Do you remember the bright-colored, shimmering costumes of the ABBA group? The band members recently revealed that the reason they chose this outfit was not only to rivet attention of the fans, but also to reduce their taxes. According to Swedish tax regulations, the costs of workwear were tax exempt.
Not all examples of how taxes affect – or, to be more accurate, cripple – our choices are as shiny as ABBA’s costumes. Yet, people make tax-related choices daily: to save or to consume, to buy housing or to save up for the kids’ education, to work or to live off allowances. If other factors do not count, a lower or higher tax may determine our choices as it is in our nature to seek the most effective solutions.
By distorting choices, taxes affect not only affect individual destinies but also the development of societies and even civilizations. “When we tax,” historian Mr.

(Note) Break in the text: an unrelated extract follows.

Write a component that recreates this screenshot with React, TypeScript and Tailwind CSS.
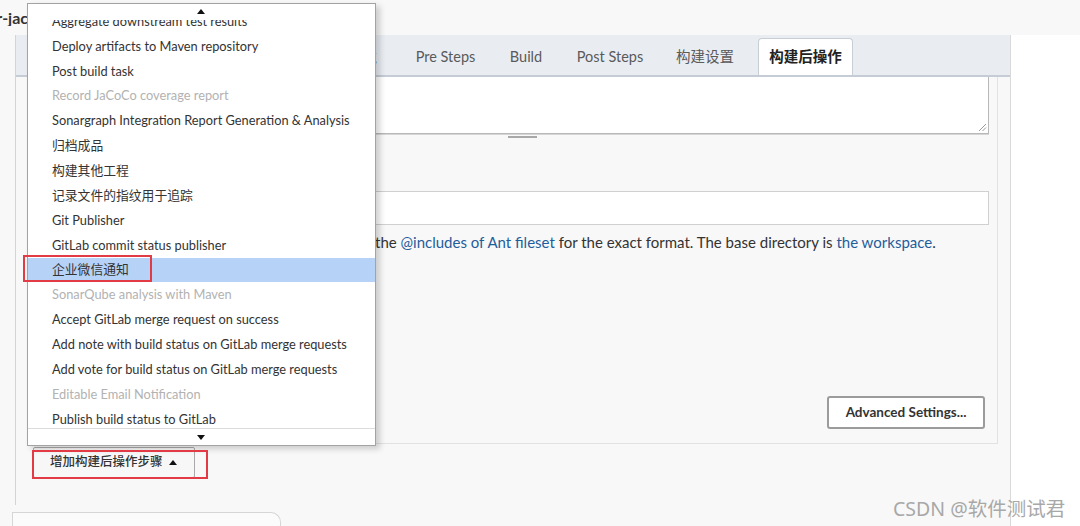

Charles Adams says, “we are dealing with fire, and without proper control and care, we can easily burn down everything we have built, and our hopes for a better world can go up in smoke.”
Are politicians aware of this danger? Unfortunately, when they discuss taxes, they focus on their very idea, ignoring the enforcement and the impact taxes exert on people’s choices. Lithuania has recently been urged to introduce a sales tax on chips, but its author wants to discuss neither what products would be taxed and at what rate, nor what the implications would be for the industry. The enforcement and consequences of the tax may turn out to be much more important than the original idea as they may actually run counter to the original purpose of the tax. Often as not “spiritual” and “meaningful” taxation ideas collapse when it comes to their realistic appraisal.